Possibly in an attempt to eradicate our memory of Call to Power ever having happened, Activision released Call to Power 2 the following year, stripped of the prestigious ‘Civilization’ in its title. The game was a big improvement technically, with better controls, AI automation, and diplomacy that was actually worth engaging in. It maintained much of the madness of its unloved predecessor – the televangelists and the highly speculative future technologies – while paring back on unnecessary bloat like space colonisation. While it doesn’t have that same bonkers intrigue of the original, it’s certainly a more accomplished game and the best way to experience the strange world of Activision’s imagining. You can buy it at GOG.com, and there’s an excellent unofficial patch at Apolyton.net that sorts out some of its plentiful bugs.
Among its many failings, Call to Power overstretched itself by attempting to create not only an alternative human history, but also a future – two fantasies so vast and complex in themselves that they’re best off being kept separate so that each one can be explored fully. The main Civ series and Alpha Centauri attest to that.

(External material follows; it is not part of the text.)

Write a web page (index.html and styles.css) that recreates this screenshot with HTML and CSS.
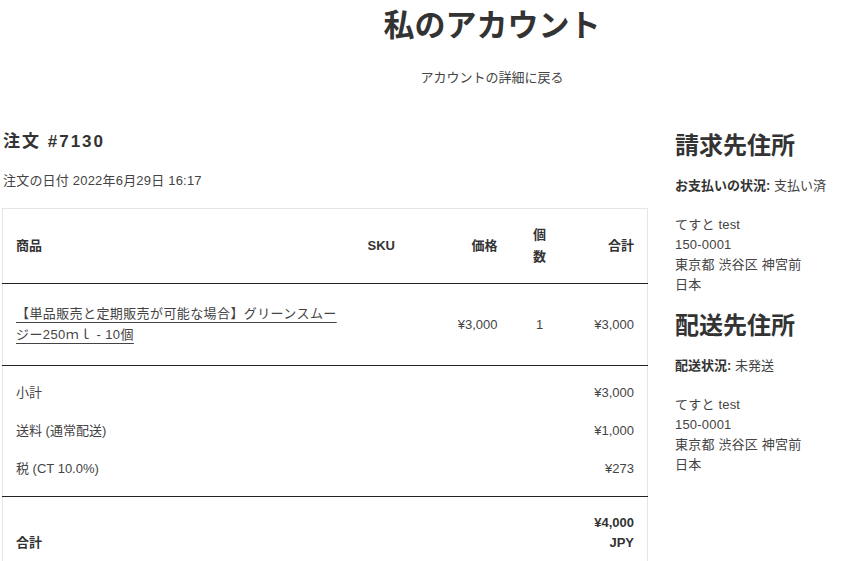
FILE: index.html
```html
<!DOCTYPE html>
<html lang="ja">
<head>
<meta charset="utf-8">
<link rel="stylesheet" href="styles.css">
</head>
<body>
<header class="page-head">
  <h1 class="page-title">私のアカウント</h1>
  <a class="back-link" href="#">アカウントの詳細に戻る</a>
</header>
<main class="layout">
  <section class="order">
    <h2 class="order-title">注文 #7130</h2>
    <p class="order-date">注文の日付 2022年6月29日 16:17</p>
    <table class="order-table">
      <colgroup>
        <col class="c-prod"><col class="c-sku"><col class="c-price"><col class="c-qty"><col class="c-total">
      </colgroup>
      <thead>
        <tr>
          <th class="left">商品</th>
          <th class="left">SKU</th>
          <th class="right">価格</th>
          <th class="center">個<br>数</th>
          <th class="right">合計</th>
        </tr>
      </thead>
      <tbody>
        <tr>
          <td class="left"><a class="prod-link" href="#">【単品販売と定期販売が可能な場合】グリーンスムージー250ｍｌ - 10個</a></td>
          <td></td>
          <td class="right">¥3,000</td>
          <td class="center">1</td>
          <td class="right">¥3,000</td>
        </tr>
      </tbody>
      <tbody class="summary">
        <tr><td colspan="4" class="left">小計</td><td class="right">¥3,000</td></tr>
        <tr><td colspan="4" class="left">送料 (通常配送)</td><td class="right">¥1,000</td></tr>
        <tr><td colspan="4" class="left">税 (CT 10.0%)</td><td class="right">¥273</td></tr>
      </tbody>
      <tfoot>
        <tr class="grand"><th colspan="4" class="left bottom">合計</th><th class="right">¥4,000<br>JPY</th></tr>
      </tfoot>
    </table>
  </section>
  <aside class="addresses">
    <h2 class="addr-title">請求先住所</h2>
    <p class="status"><strong>お支払いの状況:</strong> 支払い済</p>
    <p class="addr">てすと test<br>150-0001<br>東京都 渋谷区 神宮前<br>日本</p>
    <h2 class="addr-title second">配送先住所</h2>
    <p class="status"><strong>配送状況:</strong> 未発送</p>
    <p class="addr">てすと test<br>150-0001<br>東京都 渋谷区 神宮前<br>日本</p>
  </aside>
</main>
</body>
</html>
```

FILE: styles.css
```css
html, body {
  margin: 0;
  padding: 0;
  background: #fff;
  overflow: hidden;
}
body {
  font-family: "Liberation Sans", "Noto Sans CJK JP", sans-serif;
  color: #333;
  font-size: 13px;
  line-height: 20px;
}
.page-head {
  margin-left: 130px;
  text-align: center;
  padding-top: 6px;
}
.page-title {
  margin: 0;
  font-size: 31px;
  line-height: 40px;
  font-weight: 700;
  color: #333;
}
.back-link {
  display: block;
  margin-top: 22px;
  color: #444;
  text-decoration: none;
  font-size: 13px;
  line-height: 20px;
}
.layout {
  display: flex;
  gap: 28px;
  padding-left: 2px;
  margin-top: 42px;
}
.order {
  width: 645px;
  flex: none;
}
.order-title {
  margin: 0 0 0 1px;
  font-size: 17px;
  line-height: 24px;
  font-weight: 700;
  letter-spacing: 2px;
  color: #333;
}
.order-date {
  margin: 17px 0 17px 1px;
  color: #444;
  letter-spacing: 0.2px;
}
.order-table {
  width: 645px;
  border-collapse: collapse;
  border: 1px solid #e6e6e6;
  table-layout: fixed;
  color: #444;
}
.c-prod { width: 352px; }
.c-sku { width: 66px; }
.c-price { width: 90px; }
.c-qty { width: 58px; }
.c-total { width: 79px; }
.order-table th,
.order-table td {
  padding: 0 13px;
  vertical-align: middle;
}
.order-table th {
  font-weight: 700;
  color: #333;
}
.order-table .left { text-align: left; }
.order-table .right { text-align: right; }
.order-table .center { text-align: center; }
.order-table thead th {
  padding-top: 15px;
  padding-bottom: 15px;
  line-height: 22px;
  height: 44px;
}
.order-table tbody tr:first-child td {
  border-top: 1px solid #222;
}
.order-table tbody:first-of-type td {
  padding-top: 19px;
  padding-bottom: 20px;
  line-height: 21px;
}
.prod-link {
  color: #444;
  letter-spacing: 0.4px;
  text-decoration: underline;
  text-underline-offset: 4px;
  text-decoration-thickness: 1px;
}
.summary td {
  padding-top: 9px;
  padding-bottom: 9px;
}
.summary tr:first-child td { padding-top: 17px; }
.summary tr:last-child td { padding-bottom: 17px; }
.grand th {
  border-top: 1px solid #222;
  padding-top: 16px;
  padding-bottom: 16px;
}
.grand .bottom { vertical-align: bottom; }
.addresses {
  flex: none;
  width: 200px;
}
.addr-title {
  margin: 0;
  font-size: 24px;
  line-height: 32px;
  font-weight: 700;
  color: #333;
}
.addr-title.second { margin-top: 15px; }
.status {
  margin: 14px 0 0;
  color: #444;
}
.status strong { color: #333; }
.addr {
  margin: 19px 0 0;
  color: #444;
  letter-spacing: 0.2px;
}
```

And yet, and yet, and yet… there is some spaghetti you can peel off the figurative wall at Activision’s offices circa 1999, and wonder whether there are some ingredients that could be used in the increasingly welcoming and personable Civs of today. Call to Power attempted to dig deeper into the systems and idiosyncrasies of human history; for the most part it failed, but by introducing promising systems like slavery and corporations, it showed that there is plenty left for the series to explore. It’s wonderful that Civilization 6 is set to be prettier, less cluttered and filled with more wonderfully eccentric historic personalities than ever, but there is some wisdom to be found in the shunned Call to Power Civilopedia, and perhaps it’s time for Firaxis to look into it.